**PROBLEM STATEMENT:**
How many lines of the material below contain the string "components"? Answer with the number and nothing else.

**DATASET SECTION:**
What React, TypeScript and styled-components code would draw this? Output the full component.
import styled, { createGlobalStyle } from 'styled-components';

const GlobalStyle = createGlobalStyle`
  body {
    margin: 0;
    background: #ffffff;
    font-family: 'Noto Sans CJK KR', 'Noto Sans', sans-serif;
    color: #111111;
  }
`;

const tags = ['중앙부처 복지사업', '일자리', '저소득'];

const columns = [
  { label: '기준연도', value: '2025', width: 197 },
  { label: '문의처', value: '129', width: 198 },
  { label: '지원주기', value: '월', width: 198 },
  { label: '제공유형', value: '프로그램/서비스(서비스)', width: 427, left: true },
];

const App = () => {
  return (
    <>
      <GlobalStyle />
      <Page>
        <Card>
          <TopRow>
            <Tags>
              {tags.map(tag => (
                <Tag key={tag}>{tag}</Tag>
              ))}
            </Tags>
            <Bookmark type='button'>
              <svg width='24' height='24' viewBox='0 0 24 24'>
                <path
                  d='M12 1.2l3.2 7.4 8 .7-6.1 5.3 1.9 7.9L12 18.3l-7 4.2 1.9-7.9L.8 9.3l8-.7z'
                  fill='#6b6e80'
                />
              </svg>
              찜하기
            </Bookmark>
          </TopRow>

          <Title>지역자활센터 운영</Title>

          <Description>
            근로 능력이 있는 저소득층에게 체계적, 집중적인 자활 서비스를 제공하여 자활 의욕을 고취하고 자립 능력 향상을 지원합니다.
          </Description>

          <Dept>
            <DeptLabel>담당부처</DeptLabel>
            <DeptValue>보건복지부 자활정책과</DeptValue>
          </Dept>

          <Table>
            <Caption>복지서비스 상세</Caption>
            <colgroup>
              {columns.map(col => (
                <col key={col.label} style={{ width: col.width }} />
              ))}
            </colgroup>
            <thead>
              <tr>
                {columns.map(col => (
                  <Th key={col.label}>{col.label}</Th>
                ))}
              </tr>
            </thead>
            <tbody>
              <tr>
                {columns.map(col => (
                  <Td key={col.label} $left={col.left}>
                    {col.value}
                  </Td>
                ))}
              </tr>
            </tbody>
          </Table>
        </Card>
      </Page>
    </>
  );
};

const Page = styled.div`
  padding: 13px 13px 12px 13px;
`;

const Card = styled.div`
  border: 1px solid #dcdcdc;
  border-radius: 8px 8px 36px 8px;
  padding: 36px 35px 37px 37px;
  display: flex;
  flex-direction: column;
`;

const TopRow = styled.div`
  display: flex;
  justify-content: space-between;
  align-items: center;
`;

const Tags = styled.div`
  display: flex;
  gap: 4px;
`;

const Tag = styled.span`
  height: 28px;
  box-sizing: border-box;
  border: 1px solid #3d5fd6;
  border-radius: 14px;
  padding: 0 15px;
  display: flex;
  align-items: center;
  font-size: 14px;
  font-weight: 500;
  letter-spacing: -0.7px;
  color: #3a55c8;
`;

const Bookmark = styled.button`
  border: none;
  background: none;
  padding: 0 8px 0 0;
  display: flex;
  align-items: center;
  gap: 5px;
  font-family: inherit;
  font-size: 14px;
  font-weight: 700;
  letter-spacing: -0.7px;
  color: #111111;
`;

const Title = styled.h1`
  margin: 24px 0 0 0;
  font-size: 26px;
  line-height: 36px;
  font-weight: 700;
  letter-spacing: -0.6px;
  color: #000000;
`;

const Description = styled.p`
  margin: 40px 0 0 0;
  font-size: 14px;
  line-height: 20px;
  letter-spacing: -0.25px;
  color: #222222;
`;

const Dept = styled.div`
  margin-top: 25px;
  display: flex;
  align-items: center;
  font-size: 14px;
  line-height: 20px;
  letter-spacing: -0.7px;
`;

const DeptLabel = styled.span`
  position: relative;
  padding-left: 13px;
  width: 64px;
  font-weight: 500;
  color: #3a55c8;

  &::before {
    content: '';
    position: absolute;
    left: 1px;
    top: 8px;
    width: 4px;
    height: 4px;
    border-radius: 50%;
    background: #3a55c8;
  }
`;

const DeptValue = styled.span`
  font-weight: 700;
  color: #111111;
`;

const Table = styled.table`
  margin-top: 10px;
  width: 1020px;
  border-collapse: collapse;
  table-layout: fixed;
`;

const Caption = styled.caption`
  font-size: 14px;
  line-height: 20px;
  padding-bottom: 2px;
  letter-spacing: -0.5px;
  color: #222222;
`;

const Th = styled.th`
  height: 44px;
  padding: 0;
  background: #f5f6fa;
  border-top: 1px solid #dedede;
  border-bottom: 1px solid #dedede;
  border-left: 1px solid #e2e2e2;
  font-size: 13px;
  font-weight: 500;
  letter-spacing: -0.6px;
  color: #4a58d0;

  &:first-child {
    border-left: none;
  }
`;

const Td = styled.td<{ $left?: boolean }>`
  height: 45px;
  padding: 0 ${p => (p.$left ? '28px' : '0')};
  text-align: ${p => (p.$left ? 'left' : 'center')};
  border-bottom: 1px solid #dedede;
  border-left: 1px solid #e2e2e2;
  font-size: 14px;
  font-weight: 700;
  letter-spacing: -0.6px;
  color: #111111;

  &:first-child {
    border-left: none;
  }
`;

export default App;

**OUTPUT BELOW:**
2